• BUGÜNKÜ YENİ ASIR
  • BIST 78.384,78
    EURO 4,4760
    USD 3,8608
    GBP 3,8608
    CHF 3,8608
    JPY 3,8608
SEDA KAYA GÜLER

Erkek erkeğin kurdu

Tüm yazıları
Giriş Tarihi: 11.03.2015, 00:00
En sevmediğim ve bana çok klişe gelen cümlelerden biridir "kadın kadın kurdudur" cümlesi. Her yerde duyuyoruz. Televizyonlarda da. "Bayan" lafına nasıl sinirleniyorsam bu cümleyi kadınlardan duyduğumda da sinirleniyorum. Geçenlerde "İşte Benim Stilim" yarışmasındaki bir kadın yarışmacı söyledi bu lafı, çok özlü bir söz söylüyormuş edasıyla. Neyse ki İvana Sert, bu söze katılmadığını belirtti ve ayrıca kadınların birbirine destek olması gerektiğinin altını çizdi.

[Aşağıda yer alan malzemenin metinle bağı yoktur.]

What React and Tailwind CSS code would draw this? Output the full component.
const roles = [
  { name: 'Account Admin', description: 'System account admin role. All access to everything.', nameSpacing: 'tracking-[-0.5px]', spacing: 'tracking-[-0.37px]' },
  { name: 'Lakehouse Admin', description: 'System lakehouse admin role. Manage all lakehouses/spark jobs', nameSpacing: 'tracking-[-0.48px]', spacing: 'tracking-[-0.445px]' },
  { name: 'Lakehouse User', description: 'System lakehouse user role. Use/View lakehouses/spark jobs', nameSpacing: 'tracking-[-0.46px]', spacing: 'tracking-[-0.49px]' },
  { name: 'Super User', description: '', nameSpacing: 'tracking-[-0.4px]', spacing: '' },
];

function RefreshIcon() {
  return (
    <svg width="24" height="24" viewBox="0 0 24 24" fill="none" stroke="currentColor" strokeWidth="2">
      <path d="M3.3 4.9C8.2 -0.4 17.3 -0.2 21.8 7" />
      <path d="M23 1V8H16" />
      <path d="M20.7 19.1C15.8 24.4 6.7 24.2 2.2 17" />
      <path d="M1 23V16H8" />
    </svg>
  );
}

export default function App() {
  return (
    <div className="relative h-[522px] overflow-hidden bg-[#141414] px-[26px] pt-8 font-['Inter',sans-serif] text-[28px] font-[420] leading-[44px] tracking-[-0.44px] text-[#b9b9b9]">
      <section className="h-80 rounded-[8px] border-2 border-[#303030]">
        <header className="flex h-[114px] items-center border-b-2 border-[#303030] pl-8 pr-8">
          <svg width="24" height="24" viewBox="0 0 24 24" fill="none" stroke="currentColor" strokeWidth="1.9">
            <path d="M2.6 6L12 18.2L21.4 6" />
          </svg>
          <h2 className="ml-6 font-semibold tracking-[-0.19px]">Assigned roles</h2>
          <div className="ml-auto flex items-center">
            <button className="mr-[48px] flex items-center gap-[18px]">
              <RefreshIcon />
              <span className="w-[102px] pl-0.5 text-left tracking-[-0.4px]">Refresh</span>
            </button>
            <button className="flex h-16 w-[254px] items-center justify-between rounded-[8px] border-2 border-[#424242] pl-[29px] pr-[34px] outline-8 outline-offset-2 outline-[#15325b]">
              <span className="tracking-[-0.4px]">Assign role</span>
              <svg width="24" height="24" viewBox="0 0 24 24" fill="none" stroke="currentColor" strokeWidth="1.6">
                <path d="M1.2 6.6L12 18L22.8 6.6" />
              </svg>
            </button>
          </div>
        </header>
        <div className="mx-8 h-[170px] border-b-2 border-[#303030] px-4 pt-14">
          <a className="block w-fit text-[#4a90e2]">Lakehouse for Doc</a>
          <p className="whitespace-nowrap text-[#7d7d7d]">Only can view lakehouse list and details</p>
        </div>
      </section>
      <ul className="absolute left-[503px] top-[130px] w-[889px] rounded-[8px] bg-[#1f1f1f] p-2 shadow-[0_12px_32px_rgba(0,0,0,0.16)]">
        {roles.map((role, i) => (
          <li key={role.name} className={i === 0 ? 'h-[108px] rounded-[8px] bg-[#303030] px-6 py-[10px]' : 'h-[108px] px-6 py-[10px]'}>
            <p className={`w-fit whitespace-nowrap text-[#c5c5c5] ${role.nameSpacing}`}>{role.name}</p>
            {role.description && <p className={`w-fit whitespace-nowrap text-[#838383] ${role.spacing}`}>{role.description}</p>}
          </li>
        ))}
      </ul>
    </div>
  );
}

Ben de bir kez daha çizmek istiyorum: Kadınlar bu bir tuzaktır. Erkeklerin kadınları birbirine düşürmek ve aradan sıyrılmak için uydurduğu bir yalan. Niye birbirimizin kuyusunu kazalım? Elbette rakip olacağız, birbirimizle yarışacağız, belki aynı erkeği seveceğiz veya aynı koltuk için mücadele edeceğiz. Bunlar hayatın gerçekleri. Niye sadece kendi cinsimizi düşman gibi görmeye çalışalım ki!

KÖTÜLÜĞÜN SEBEBİ
Erkekler birbiriyle çok mu dostlar? Görüyorsunuz işte her akşam haberlerde birbirleri hakkında neler söylüyor siyasiler. Birbirlerine yumruk sallıyorlar. Veya futbol camiası. Futbolcusundan taraftarına veya başkanından yorumcusuna neler söylediklerine hepiniz şahitsiniz. Onlar diyorlar mı "erkek erkeğin kurdudur, bir erkeğin hayattaki en büyük düşmanı erkektir". Söylemiyorlar tabii ki. Hatta erkekler başlarına gelen her kötülüğün sebebini kadına yüklüyorlar.

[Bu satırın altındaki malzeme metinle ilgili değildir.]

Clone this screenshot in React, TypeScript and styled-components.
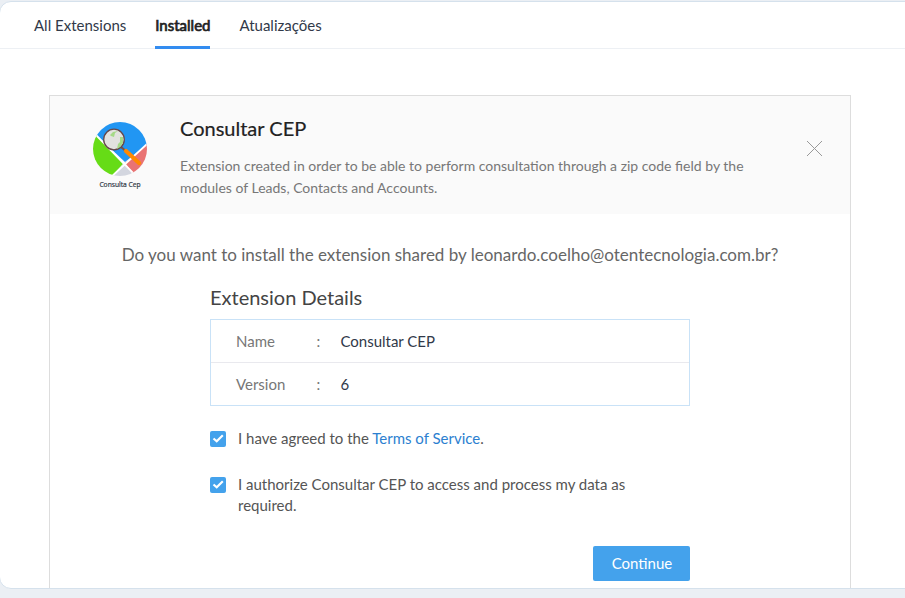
import React from "react";
import styled, { createGlobalStyle } from "styled-components";

const GlobalStyle = createGlobalStyle`
  *, *::before, *::after { box-sizing: border-box; }
  html, body { margin: 0; height: 100%; overflow: hidden; }
  body {
    background: #ebeff4;
    font-family: Lato, "Open Sans", sans-serif;
    font-size: 15px;
    color: #313949;
  }
  h1, h2, p { margin: 0; font-weight: 400; }
`;

const Panel = styled.main`
  height: 588px;
  margin: 1px -12px 0 -1px;
  background: #fff;
  border: 1px solid #d5e1ec;
  border-radius: 12px;
  overflow: hidden;
`;

const Tabs = styled.nav`
  display: flex;
  gap: 29px;
  height: 47px;
  padding-left: 34px;
  border-bottom: 1px solid #edf0f4;
`;

const Tab = styled.a<{ $active?: boolean }>`
  height: 47px;
  line-height: 46px;
  white-space: nowrap;
  color: ${(p) => (p.$active ? "#222" : "#313949")};
  border-bottom: 3px solid ${(p) => (p.$active ? "#338cf0" : "transparent")};
  border-radius: 2px 2px 0 0;
  -webkit-text-stroke: ${(p) => (p.$active ? "0.7px #222" : "0")};
`;

const Card = styled.section`
  width: 802px;
  height: 600px;
  margin: 46px 0 0 49px;
  border: 1px solid #ddd;
`;

const CardHeader = styled.header`
  display: flex;
  height: 118px;
  padding: 0 28px 0 42px;
  background: #fafafa;
`;

const Brand = styled.div`
  width: 56px;
  margin: 25px 32px 0 0;
  display: flex;
  flex-direction: column;
  align-items: center;
`;

const BrandName = styled.span`
  margin-top: 3px;
  font: 6.7px/10px "Open Sans", sans-serif;
  color: #303845;
  white-space: nowrap;
  -webkit-text-stroke: 0.2px #303845;
`;

const Intro = styled.div`
  width: 600px;
  padding-top: 19px;
`;

const Title = styled.h1`
  font-size: 20px;
  line-height: 26px;
  color: #222;
  -webkit-text-stroke: 0.2px #222;
`;

const Description = styled.p`
  margin-top: 14px;
  font-size: 14px;
  line-height: 22px;
  color: #777;
`;

const CloseButton = styled.button`
  width: 15px;
  height: 15px;
  margin: 45px 0 0 auto;
  padding: 0;
  border: 0;
  background: none;
  svg { display: block; }
`;

const Question = styled.p`
  margin-top: 29px;
  font-size: 17px;
  line-height: 24px;
  text-align: center;
  white-space: nowrap;
  color: #666;
`;

const Content = styled.div`
  width: 480px;
  margin: 17px 0 0 160px;
`;

const SectionTitle = styled.h2`
  font-size: 20px;
  line-height: 26px;
  color: #444;
`;

const Details = styled.dl`
  margin: 9px 0 0;
  border: 1px solid #c9e2f7;
`;

const DetailRow = styled.div`
  display: grid;
  grid-template-columns: 80.6px 23.8px 1fr;
  height: 42px;
  padding-left: 25px;
  line-height: 43px;
  color: #777;

  & + & {
    height: 43px;
    border-top: 1px solid #e9e9ee;
  }
`;

const Value = styled.dd`
  margin: 0;
  color: #313949;
`;

const Consent = styled.label<{ $gap: number }>`
  display: flex;
  gap: 12px;
  margin-top: ${(p) => p.$gap}px;
  line-height: 21px;
  color: #555;
`;

const Check = styled.span`
  flex: none;
  width: 16px;
  height: 16px;
  margin-top: 3px;
  border-radius: 2px;
  background: #44a2ec;
  svg { display: block; }
`;

const ConsentText = styled.span`
  width: 410px;
`;

const TermsLink = styled.a`
  color: #2c7fd0;
`;

const Continue = styled.button`
  display: block;
  width: 97px;
  height: 35px;
  margin: 30px 0 0 auto;
  padding: 0 0 0 1px;
  border: 0;
  border-radius: 2px;
  background: #44a2ec;
  color: #fff;
  font: 15px/35px Lato, sans-serif;
`;

const Logo = () => (
  <svg width="56" height="56" viewBox="0 0 56 56">
    <defs>
      <clipPath id="disc"><circle cx="28" cy="28" r="27" /></clipPath>
    </defs>
    <g clipPath="url(#disc)">
      <path d="M4 14V0H56V23L33 41Z" fill="#2196f3" />
      <path d="M0 14H4L31 43L19 56H0Z" fill="#66dc16" />
      <path d="M56 22L33 42L44 56H56Z" fill="#e97373" />
      <path d="M32 42L19 56H44Z" fill="#d3d6df" />
      <path d="M3 13L46 57M18 57L56 22" stroke="#fff" strokeWidth="1.8" />
    </g>
    <path d="M29 26L35 31" stroke="#75504c" strokeWidth="2.2" />
    <path d="M34 30L47 42" stroke="#ff8900" strokeWidth="4.2" strokeLinecap="round" />
    <circle cx="22" cy="18.5" r="10.3" fill="#e2e2df" stroke="#65484b" strokeWidth="1.3" />
    <path d="M18 14L21 11L26 10L23 12L22 16L19 15ZM28 16L31 16L31 22L28 26L25 28L26 23L28 21Z" fill="#a5d986" />
  </svg>
);

const Checkbox = () => (
  <Check>
    <svg width="16" height="16" viewBox="0 0 16 16" fill="none">
      <path d="M3.5 7.5L6.7 10.3L12.8 4.3" stroke="#fff" strokeWidth="2.2" />
    </svg>
  </Check>
);

export default function App() {
  return (
    <>
      <GlobalStyle />
      <Panel>
        <Tabs>
          <Tab>All Extensions</Tab>
          <Tab $active>Installed</Tab>
          <Tab>Atualizações</Tab>
        </Tabs>
        <Card>
          <CardHeader>
            <Brand>
              <Logo />
              <BrandName>Consulta Cep</BrandName>
            </Brand>
            <Intro>
              <Title>Consultar CEP</Title>
              <Description>
                Extension created in order to be able to perform consultation through a zip code field by the
                modules of Leads, Contacts and Accounts.
              </Description>
            </Intro>
            <CloseButton aria-label="Close">
              <svg width="15" height="15" viewBox="0 0 15 15">
                <path d="M0 0L15 15M15 0L0 15" stroke="#999" strokeWidth="1" />
              </svg>
            </CloseButton>
          </CardHeader>
          <Question>Do you want to install the extension shared by leonardo.coelho@otentecnologia.com.br?</Question>
          <Content>
            <SectionTitle>Extension Details</SectionTitle>
            <Details>
              <DetailRow><span>Name</span><span>:</span><Value>Consultar CEP</Value></DetailRow>
              <DetailRow><span>Version</span><span>:</span><Value>6</Value></DetailRow>
            </Details>
            <Consent $gap={22}>
              <Checkbox />
              <ConsentText>I have agreed to the <TermsLink>Terms of Service</TermsLink>.</ConsentText>
            </Consent>
            <Consent $gap={25}>
              <Checkbox />
              <ConsentText>I authorize Consultar CEP to access and process my data as required.</ConsentText>
            </Consent>
            <Continue>Continue</Continue>
          </Content>
        </Card>
      </Panel>
    </>
  );
}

Bir erkek iki kadınla birlikte olduğunda, kadınlar erkeğe tepki göstereceklerine birbir
lerine düşman olurlar. Birinci kadın ikinci kadını "kocasını elinden almakla", ikinci kadın da birinci kadını "istenmediği halde kocaya yapışmakla" suçlar.

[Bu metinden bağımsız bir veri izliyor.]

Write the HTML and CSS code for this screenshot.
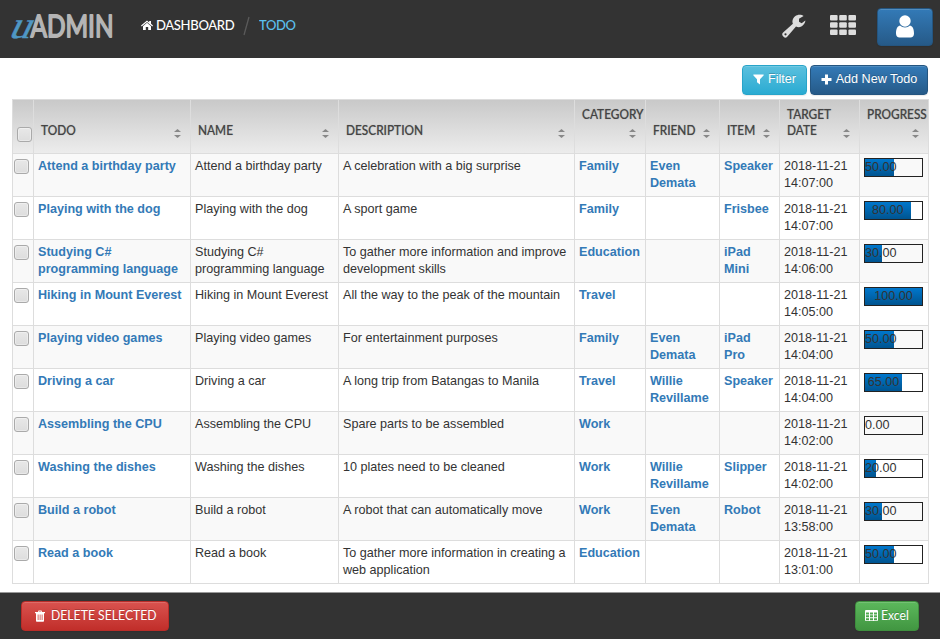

Onlara göre diğer kadın olmasaydı çok mutlu olacaklardı. Oysa o veya diğeri, fark etmez. Erkek bir seçim yapmadıkça arada hep birileri olacaktır.
Ayrıca sevdiğimiz kadın veya erkek bizi sevmeyebilir. Veya sevmekten vazgeçebilir. Başka birine aşık olabilir. Güle oynaya karşılayacağımız bir şey değildir bu ama başa gelirse yapacak bir şey yok. Üzüleceğiz elbette, ağlayacağız, depresyona gireceğiz ama bizi sevmeyen birini hayatımızdan çıkarmaya bakacağız. Yok öyle, "Bana yar olmayan başkasına olmasın" düşünceleri. Unutmayın, sevmek, bazen çekip gitmesini bilmektir.

DÜŞMAN KİM?
Geçenlerde televizyon programlarından birinde denk geldim. İlahiyatçı bir erkek profesör, kocası tarafından aldatılan kadına "Yapacak bir şey yok. Katlanacaksın, kader.. Sana tavsiyem nikahını sakın verme!" önerisinde bulundu. Ne kadar yanlış bir örnek. Nikahı vermeyince ne olacak? Adam gidip imam nikahıyla evlenecek, çocukları olacak, hayatını yaşayacak, karısına ve ondan olan çocuklara bakmayacak, boşanmadığı için nafaka da vermeyecek ve onları mutsuzluğa mahkum edecek. Nikahı kendisinde kalan kadına düşen de "Bir gün geri gelir" diyerek kocanın dönüşünü beklemek olacak. Bu mudur kadınlardan istenen?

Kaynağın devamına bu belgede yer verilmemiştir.